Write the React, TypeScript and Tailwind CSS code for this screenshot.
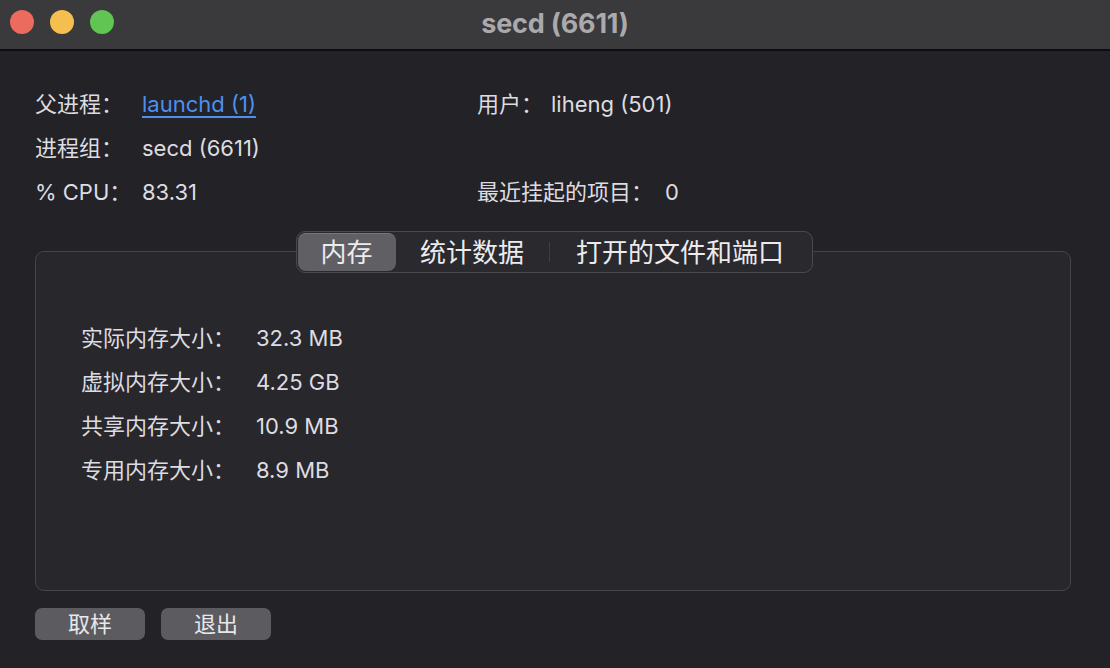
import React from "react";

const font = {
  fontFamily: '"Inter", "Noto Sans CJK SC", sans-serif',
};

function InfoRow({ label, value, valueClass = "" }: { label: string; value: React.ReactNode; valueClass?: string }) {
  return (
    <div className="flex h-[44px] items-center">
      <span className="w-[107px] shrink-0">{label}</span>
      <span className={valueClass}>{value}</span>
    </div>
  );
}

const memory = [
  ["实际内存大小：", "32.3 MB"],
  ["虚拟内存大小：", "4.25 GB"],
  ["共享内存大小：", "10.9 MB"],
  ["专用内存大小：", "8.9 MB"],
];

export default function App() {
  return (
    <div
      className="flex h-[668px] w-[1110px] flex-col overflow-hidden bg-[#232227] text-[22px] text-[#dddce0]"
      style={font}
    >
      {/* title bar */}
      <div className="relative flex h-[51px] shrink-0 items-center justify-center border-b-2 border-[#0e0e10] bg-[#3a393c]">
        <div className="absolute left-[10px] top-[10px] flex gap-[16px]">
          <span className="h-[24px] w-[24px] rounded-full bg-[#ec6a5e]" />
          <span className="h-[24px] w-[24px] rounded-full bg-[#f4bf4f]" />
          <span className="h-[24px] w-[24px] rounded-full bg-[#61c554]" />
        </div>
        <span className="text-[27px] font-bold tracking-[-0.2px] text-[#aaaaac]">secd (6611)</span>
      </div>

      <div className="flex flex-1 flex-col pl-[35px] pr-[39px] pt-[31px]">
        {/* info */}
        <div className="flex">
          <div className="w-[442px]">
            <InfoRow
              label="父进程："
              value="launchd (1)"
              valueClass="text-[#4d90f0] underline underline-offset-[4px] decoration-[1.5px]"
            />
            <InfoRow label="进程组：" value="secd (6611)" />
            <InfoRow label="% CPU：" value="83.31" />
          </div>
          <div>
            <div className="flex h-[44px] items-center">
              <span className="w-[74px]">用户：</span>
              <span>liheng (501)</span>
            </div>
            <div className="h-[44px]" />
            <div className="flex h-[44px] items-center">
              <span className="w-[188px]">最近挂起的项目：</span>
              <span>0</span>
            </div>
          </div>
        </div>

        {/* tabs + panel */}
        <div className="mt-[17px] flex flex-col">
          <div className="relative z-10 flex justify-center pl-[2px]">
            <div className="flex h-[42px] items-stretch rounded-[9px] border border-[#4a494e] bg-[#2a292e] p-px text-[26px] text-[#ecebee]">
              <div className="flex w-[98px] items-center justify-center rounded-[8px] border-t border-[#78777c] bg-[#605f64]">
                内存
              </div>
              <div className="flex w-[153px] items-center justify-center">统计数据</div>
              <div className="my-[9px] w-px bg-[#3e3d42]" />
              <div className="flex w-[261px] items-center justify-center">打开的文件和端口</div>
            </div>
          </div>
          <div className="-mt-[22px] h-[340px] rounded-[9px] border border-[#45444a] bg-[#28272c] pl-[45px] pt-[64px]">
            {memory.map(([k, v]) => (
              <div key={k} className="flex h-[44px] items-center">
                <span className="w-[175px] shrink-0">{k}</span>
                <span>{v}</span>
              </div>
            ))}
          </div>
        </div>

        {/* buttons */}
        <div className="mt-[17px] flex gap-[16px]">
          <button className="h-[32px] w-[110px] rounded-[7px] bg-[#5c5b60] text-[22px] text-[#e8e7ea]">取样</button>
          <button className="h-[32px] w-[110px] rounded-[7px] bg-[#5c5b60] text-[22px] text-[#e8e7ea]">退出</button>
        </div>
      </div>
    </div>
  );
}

**WORK TO DO:** Give every line back word for word and leave the pictures out.

**RESPONSE:**
Write the React, TypeScript and Tailwind CSS code for this screenshot.
import React from "react";

const font = {
  fontFamily: '"Inter", "Noto Sans CJK SC", sans-serif',
};

function InfoRow({ label, value, valueClass = "" }: { label: string; value: React.ReactNode; valueClass?: string }) {
  return (
    <div className="flex h-[44px] items-center">
      <span className="w-[107px] shrink-0">{label}</span>
      <span className={valueClass}>{value}</span>
    </div>
  );
}

const memory = [
  ["实际内存大小：", "32.3 MB"],
  ["虚拟内存大小：", "4.25 GB"],
  ["共享内存大小：", "10.9 MB"],
  ["专用内存大小：", "8.9 MB"],
];

export default function App() {
  return (
    <div
      className="flex h-[668px] w-[1110px] flex-col overflow-hidden bg-[#232227] text-[22px] text-[#dddce0]"
      style={font}
    >
      {/* title bar */}
      <div className="relative flex h-[51px] shrink-0 items-center justify-center border-b-2 border-[#0e0e10] bg-[#3a393c]">
        <div className="absolute left-[10px] top-[10px] flex gap-[16px]">
          <span className="h-[24px] w-[24px] rounded-full bg-[#ec6a5e]" />
          <span className="h-[24px] w-[24px] rounded-full bg-[#f4bf4f]" />
          <span className="h-[24px] w-[24px] rounded-full bg-[#61c554]" />
        </div>
        <span className="text-[27px] font-bold tracking-[-0.2px] text-[#aaaaac]">secd (6611)</span>
      </div>

      <div className="flex flex-1 flex-col pl-[35px] pr-[39px] pt-[31px]">
        {/* info */}
        <div className="flex">
          <div className="w-[442px]">
            <InfoRow
              label="父进程："
              value="launchd (1)"
              valueClass="text-[#4d90f0] underline underline-offset-[4px] decoration-[1.5px]"
            />
            <InfoRow label="进程组：" value="secd (6611)" />
            <InfoRow label="% CPU：" value="83.31" />
          </div>
          <div>
            <div className="flex h-[44px] items-center">
              <span className="w-[74px]">用户：</span>
              <span>liheng (501)</span>
            </div>
            <div className="h-[44px]" />
            <div className="flex h-[44px] items-center">
              <span className="w-[188px]">最近挂起的项目：</span>
              <span>0</span>
            </div>
          </div>
        </div>

        {/* tabs + panel */}
        <div className="mt-[17px] flex flex-col">
          <div className="relative z-10 flex justify-center pl-[2px]">
            <div className="flex h-[42px] items-stretch rounded-[9px] border border-[#4a494e] bg-[#2a292e] p-px text-[26px] text-[#ecebee]">
              <div className="flex w-[98px] items-center justify-center rounded-[8px] border-t border-[#78777c] bg-[#605f64]">
                内存
              </div>
              <div className="flex w-[153px] items-center justify-center">统计数据</div>
              <div className="my-[9px] w-px bg-[#3e3d42]" />
              <div className="flex w-[261px] items-center justify-center">打开的文件和端口</div>
            </div>
          </div>
          <div className="-mt-[22px] h-[340px] rounded-[9px] border border-[#45444a] bg-[#28272c] pl-[45px] pt-[64px]">
            {memory.map(([k, v]) => (
              <div key={k} className="flex h-[44px] items-center">
                <span className="w-[175px] shrink-0">{k}</span>
                <span>{v}</span>
              </div>
            ))}
          </div>
        </div>

        {/* buttons */}
        <div className="mt-[17px] flex gap-[16px]">
          <button className="h-[32px] w-[110px] rounded-[7px] bg-[#5c5b60] text-[22px] text-[#e8e7ea]">取样</button>
          <button className="h-[32px] w-[110px] rounded-[7px] bg-[#5c5b60] text-[22px] text-[#e8e7ea]">退出</button>
        </div>
      </div>
    </div>
  );
}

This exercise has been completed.